Similarly to Penguin, Macmillan indicates that some of what the government alleges was improper conversations long before the agency model was launched related to discussions of Bookish–and Macmillan “formally, and in writing, withdrew from consideration of this joint venture in early fall 2009.” At the same time, they argue that the government willfully ignores this as a topic and recognizes that the venture and its creation were completely legal: “The government’s deafening silence about Bookish indicates its acceptance of the legitimacy of the joint venture itself and its formative process.”
Macmillan filing

CEO of RoyaltyShare, co-founder of eMusic, and former general counsel of companies including Borland Software Bob Kohn has dispatched a 55-page letter to the Department of Justice objecting to their price-fixing complaint in what probably qualifies as the most interesting legal brief to emerge in this case so far–even though it’s technically just a letter.

Kohn essentially offers a more thorough and artful explanation of why he believes the agency model was pro-competitive rather than anti-competitive than what the defendants themselves have provided. Without the burden (or evidence) to deny the allegations themselves, he argues in broad form that “something has gone terribly wrong with the formulation and prosecution of this case,” which the Department of Justice got the entire investigation wrong from the start, ignoring their own rules and Supreme Court case history, and he says the court should throw out the case entirely. Kohn also tells us that he wonders why the publisher defendants did not move for dismissal of the charges rather than deny the allegations.
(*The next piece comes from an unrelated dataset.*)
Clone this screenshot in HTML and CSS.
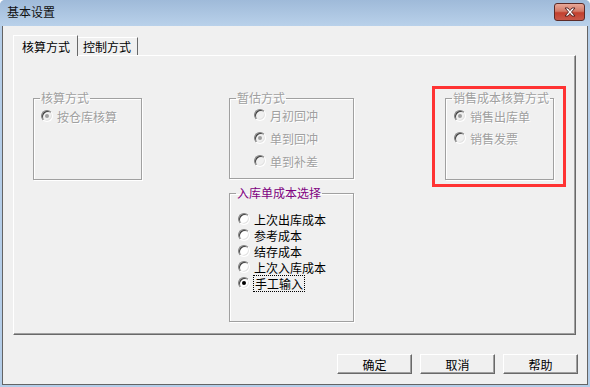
FILE: index.html
```html
<!DOCTYPE html>
<html lang="zh-CN">
<head>
    <meta charset="UTF-8">
    <title>基本设置</title>
    <link rel="stylesheet" href="styles.css">
</head>
<body>
    <div class="window">
        <!-- 标题栏 -->
        <div class="titlebar">
            <span class="title">基本设置</span>
            <span class="close-btn">
                <svg width="14" height="10" viewBox="0 0 14 10">
                    <path d="M2 1 L5 1 L7 3.5 L9 1 L12 1 L8.5 5 L12 9 L9 9 L7 6.5 L5 9 L2 9 L5.5 5 Z"
                          fill="#fff" stroke="#4a1a1a" stroke-width="0.9" stroke-linejoin="round"/>
                </svg>
            </span>
        </div>

        <div class="client">
            <div class="tabs">
                <div class="tab tab-active">核算方式</div>
                <div class="tab">控制方式</div>
            </div>

            <div class="tab-panel">
                <fieldset class="group group-calc disabled">
                    <legend>核算方式</legend>
                    <div class="options">
                        <label class="option"><span class="radio checked"></span>按仓库核算</label>
                    </div>
                </fieldset>

                <div class="column">
                    <fieldset class="group group-est disabled">
                        <legend>暂估方式</legend>
                        <div class="options">
                            <label class="option"><span class="radio"></span>月初回冲</label>
                            <label class="option"><span class="radio checked"></span>单到回冲</label>
                            <label class="option"><span class="radio"></span>单到补差</label>
                        </div>
                    </fieldset>

                    <fieldset class="group group-cost">
                        <legend>入库单成本选择</legend>
                        <div class="options">
                            <label class="option"><span class="radio"></span>上次出库成本</label>
                            <label class="option"><span class="radio"></span>参考成本</label>
                            <label class="option"><span class="radio"></span>结存成本</label>
                            <label class="option"><span class="radio"></span>上次入库成本</label>
                            <label class="option"><span class="radio checked"></span><span class="focus">手工输入</span></label>
                        </div>
                    </fieldset>
                </div>

                <fieldset class="group group-sale disabled">
                    <legend>销售成本核算方式</legend>
                    <div class="options">
                        <label class="option"><span class="radio checked"></span>销售出库单</label>
                        <label class="option"><span class="radio"></span>销售发票</label>
                    </div>
                </fieldset>
            </div>

            <div class="buttons">
                <button class="btn">确定</button>
                <button class="btn">取消</button>
                <button class="btn">帮助</button>
            </div>
        </div>
    </div>

    <!-- 标注框 -->
    <div class="highlight"></div>
</body>
</html>
```

FILE: styles.css
```css
body {
    margin: 0;
    width: 590px;
    height: 387px;
    overflow: hidden;
    font-family: "Noto Sans CJK SC", "Liberation Sans", sans-serif;
    font-size: 12px;
    color: #000;
}

.window {
    width: 590px;
    height: 387px;
    box-sizing: border-box;
    padding: 0 2px 2px;
    background: #b4cde8;
    border-radius: 5px 5px 0 0;
}

.titlebar {
    height: 26px;
    margin: 0 -2px;
    padding: 0 5px 0 7px;
    display: flex;
    align-items: center;
    justify-content: space-between;
    background: linear-gradient(#9fbad9, #b9d1ea);
    border-radius: 5px 5px 0 0;
}

.title {
    color: #111;
    line-height: 14px;
    margin-top: -2px;
}

.close-btn {
    width: 29px;
    height: 16px;
    margin-top: -3px;
    border: 1px solid #5c2a26;
    border-radius: 3px;
    background: linear-gradient(#e8a898 0%, #d37a68 45%, #c2402e 55%, #c8584a 100%);
    display: flex;
    align-items: center;
    justify-content: center;
}

.client {
    height: 359px;
    box-sizing: border-box;
    border: 1px solid #646464;
    border-top: none;
    background: #f0f0f0;
    padding: 9px 0 0 10px;
}

/* 选项卡 */
.tabs {
    display: flex;
    align-items: flex-end;
    height: 20px;
}

.tab {
    height: 18px;
    box-sizing: border-box;
    padding: 0 6px 0 5px;
    border-top: 1px solid #fff;
    border-right: 1px solid #696969;
    line-height: 17px;
    color: #000;
}

.tab-active {
    position: relative;
    z-index: 1;
    height: 21px;
    margin-bottom: -1px;
    padding: 0 7px 0 8px;
    border-left: 1px solid #fff;
    background: #f0f0f0;
    line-height: 21px;
}

.tab-panel {
    width: 563px;
    height: 280px;
    box-sizing: border-box;
    border: 1px solid #fff;
    border-right-color: #696969;
    border-bottom-color: #696969;
    box-shadow: inset -1px -1px 0 #a0a0a0;
    padding: 35px 0 0 19px;
    display: flex;
    align-items: flex-start;
}

/* 分组框 */
.group {
    margin: 0;
    padding: 0;
    min-inline-size: 0;
    box-sizing: border-box;
    border: 1px solid #a0a0a0;
    box-shadow: 1px 1px 0 #fff, inset 1px 1px 0 #fff;
}

.group legend {
    padding: 0 1px;
    margin-left: 6px;
    line-height: 14px;
}

.disabled legend,
.disabled .option {
    color: #a0a0a0;
    text-shadow: 1px 1px 0 #fff;
}

.group-cost legend {
    color: #800080;
}

.options {
    display: flex;
    flex-direction: column;
}

.option {
    display: flex;
    align-items: center;
    height: 16px;
    white-space: nowrap;
}

.group-calc {
    width: 109px;
    height: 89px;
}

.group-calc .options {
    padding: 3px 0 0 7px;
}

.column {
    margin-left: 87px;
    display: flex;
    flex-direction: column;
}

.group-est {
    width: 125px;
    height: 88px;
}

.group-est .options {
    padding: 2px 0 0 24px;
    gap: 7px;
}

.group-cost {
    width: 125px;
    height: 136px;
    margin-top: 7px;
}

.group-cost .options {
    padding: 11px 0 0 8px;
}

.group-sale {
    width: 109px;
    height: 89px;
    margin-left: 91px;
}

.group-sale .options {
    padding: 3px 0 0 8px;
    gap: 6px;
}

/* 单选框 */
.radio {
    position: relative;
    width: 12px;
    height: 12px;
    box-sizing: border-box;
    margin-right: 4px;
    flex: none;
    border-radius: 50%;
    border: 1px solid;
    border-color: #808080 #fff #fff #808080;
    box-shadow: inset 1px 1px 0 #404040, inset -1px -1px 0 #e3e3e3;
    background: #fff;
}

.disabled .radio {
    background: #f0f0f0;
}

.radio.checked::after {
    content: "";
    position: absolute;
    left: 3px;
    top: 3px;
    width: 4px;
    height: 4px;
    border-radius: 50%;
    background: #000;
}

.disabled .radio.checked::after {
    background: #a0a0a0;
}

.focus {
    outline: 1px dotted #000;
    outline-offset: 0;
    padding: 0 1px;
    line-height: 15px;
}

/* 按钮 */
.buttons {
    display: flex;
    justify-content: flex-end;
    gap: 8px;
    padding: 19px 9px 0 0;
}

.btn {
    width: 75px;
    height: 20px;
    padding: 0;
    font: inherit;
    color: #000;
    background: #f0f0f0;
    border: 1px solid;
    border-color: #fff #696969 #696969 #fff;
    box-shadow: inset -1px -1px 0 #a0a0a0;
    border-radius: 0;
}

.highlight {
    position: absolute;
    left: 432px;
    top: 86px;
    width: 134px;
    height: 101px;
    box-sizing: border-box;
    border: 3px solid #ff3333;
}
```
He starts by assuming “that all of the facts alleged in the Complaint are true, drawing all reasonable inferences in favor of the government—i.e., that horizontal price fixing took place.” But he says the Supreme Court “has held that horizontal price fixing is not always illegal” and notes “music publishers engage in horizontal price fixing all the time (e.g., ASCAP/BMI), but it has been held perfectly legal.”

Kohn writes that DOJ “ignored the important intersection of antitrust law and copyright law in the formulation of its allegations.” He points to the Antitrust Guidelines for Licensing Intellectual Property jointly issued by the DOJ and the FTC–formulated in the early 1990s (“when the unique characteristics of software and digital goods were finally being understood”)–which “recognize that intellectual property, such as a copyrighted work of authorship, has characteristics that are unlike other forms of property.”
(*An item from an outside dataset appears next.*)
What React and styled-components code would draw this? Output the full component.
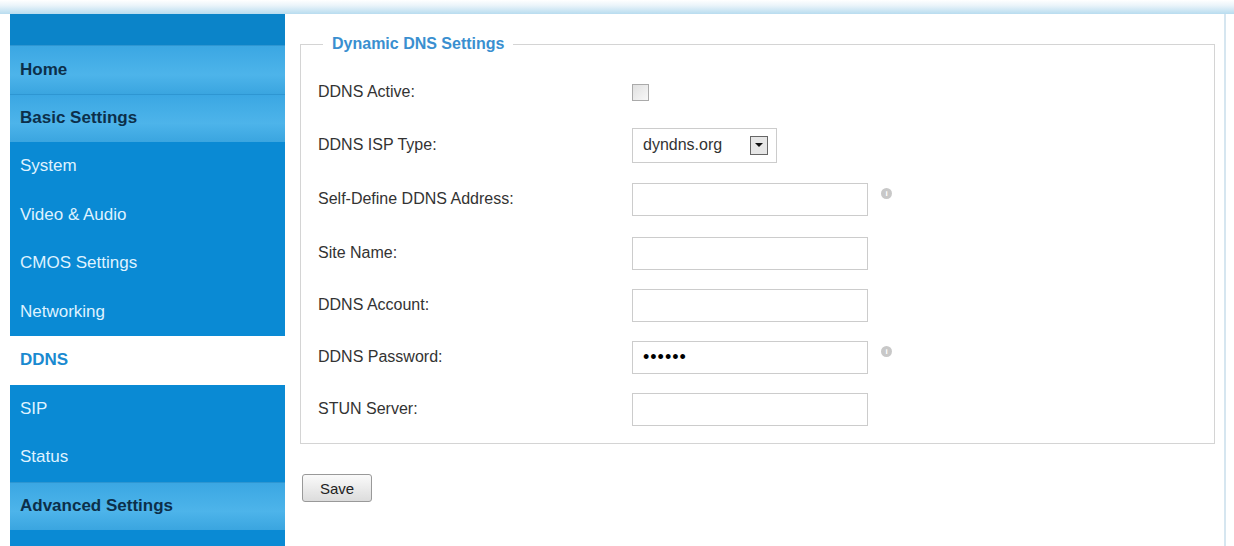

Significantly, Kohn argues that Justice “forgot that e-books have no use or value to consumers without the aid of a machine or device” and treated them just like paper books. But DOJ’s “own guidelines say you must consider the impact of defendants’ actions on ‘upstream’ markets, such as the market for the device, and e-book systems as a whole.” This is the big conceptual twist on evaluating whether competition was helped or harmed.

If the lens is changed to look at the market for ebook systems–all of which are much more expensive than individual ebooks–then the defendants’ imposition of the agency model, even by the alleged means, was “clearly pro-competitive.” Consumers may–or may not–have paid a few dollars more for individual ebooks, but the ebook reader market became intensely more competitive, and those device prices have continued to fall dramatically. Thus “if you look at the results of Defendants’ actions on the correct relevant market (e.g., e-book systems), the economic consequence was that they were clearly pro-competitive.” And if “if Defendant’s actions are pro-competitive, they cannot be a violation of antitrust law, even if the result involved higher prices of one of the components of the e-book system.”
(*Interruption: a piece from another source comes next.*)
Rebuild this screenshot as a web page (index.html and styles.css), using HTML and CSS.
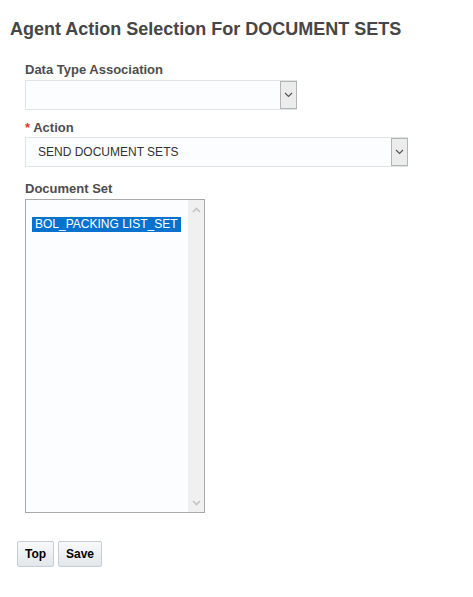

Kohn elaborates the point further: “Appreciating this critical distinction between e-books and printed books is crucial to this case. E-books are not just digital versions of books…. E-books cannot just be read on hardware devices; they must be read on hardware devices. E-books have no value or use to a consumer without the aid of machine or device. Every reader of e-books knows this.” He concludes that “increased competition among e-books systems providers is good for consumers, even though it raises some e-books prices, because it will reduce the cost of using the e-book systems and will promote innovation among systems.”

Kohn also addresses what he terms “the abuse of overwhelming market power of Amazon.” In his view, “it should also be clear that, should Amazon succeed in monopolizing the e-book systems market, it could exact monopolistic pricing not only for e-books, but it could also raise the consumers’ switching costs. For example, suppose a consumer started to use an alternative e-book system for purchasing new e-books. Amazon will soon know that the consumer has not purchased an e-book from them in some time. It may then start charging the consumer for access to the Amazon cloud platform, in which the e-books he or she previously purchased are stored, until the consumer resumes buying e-books from Amazon.”

He tells the DOJ that acceptance of the settlement “risks the promotion of an unlawful monopoly in the e-books systems market to the detriment of e-book consumers and the public generally, one that would be very difficult to undo by the Defendant Publishers themselves (should they survive) or even by government action…. A winner-take-all monopoly over the digital gateway to works of literature, history, and science will increase prices in e-book systems and slow innovation in those systems.”

Filing

Separately, Peter Glassman from Books of Wonder raises an interesting technical point that supports Penguin’s contention that the wholesale model was not established practice for ebooks and employing a different sales model was not as radical as decision as the government concludes: ” publishers have never sold e-books under the wholesale model. Rather, they have sold them under the consignment model. Amazon and other e-book sellers never purchased or took ownership of the e-books they resold. Rather, they advertised the product, handled the transaction, and only after they had received payment and concluded the transaction did they pay the publisher for the e-book.  That is consignment, not wholesale. Amazon never placed any buy orders or made any commitments to purchase specific quantities of any e-books. Unless the DOJ is seeking to change the very nature of property ownership in the United Sates and allow vendors to set prices on property they do not own nor have any commitment to purchasing, the precedent the DOJ would be setting should the DOJ win this lawsuit and go forward with its settlements could have grievous unintended consequences.”